Talking about the country's first-ever National Security Policy, that was approved last month, Maj Gen Iftikhar refrained from commenting on the drafting of the implementation framework.
However, he did say that "institutional input" was given for the policy, adding that the next step was the mechanism and implementation framework.
"It will not happen in one day, it will take time. But the good thing is that [the policy] has been approved and national priorities have been highlighted."
Maj Gen Babar also reviewed the armed forces' performance during 2021, calling their work "wonderful".
He said that under Operation Radd-ul-Fasaad, 60,000 intelligence-based operations were carried out which helped to dismantle terrorist networks.

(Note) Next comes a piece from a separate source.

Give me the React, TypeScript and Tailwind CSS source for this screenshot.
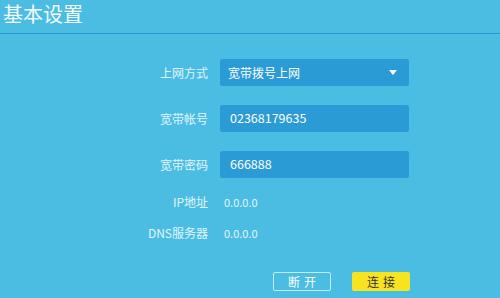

"In 2021, intelligence agencies issued 890 threat alerts, on the basis of which 70pc incidents were averted," he said. "The masterminds and their facilitators were unmasked."
"In tribal areas, more than 70,000 mines ... were recovered and lives were saved. Many officials were injured and martyred during the process."
"In 2021, 248 troops were martyred. We salute them and their families. [Their sacrifices] helped establish peace."
"Under the National Action Plan (NAP), action was taken against terrorists. We can tackle extremism by focusing on the NAP. The ulema and media have also played their part. In Pakistan, no group or person can be allowed to take the law in their hand. Only the state can exercise this power."
He said that attempts to sabotage the CPEC (China–Pakistan Economic Corridor) had also failed, adding that the army was providing security to all development projects.
Looking ahead, the army official said: "2022 also marks 75 years of our independence. We have faced many challenges and we have to play our part in making the country prosperous."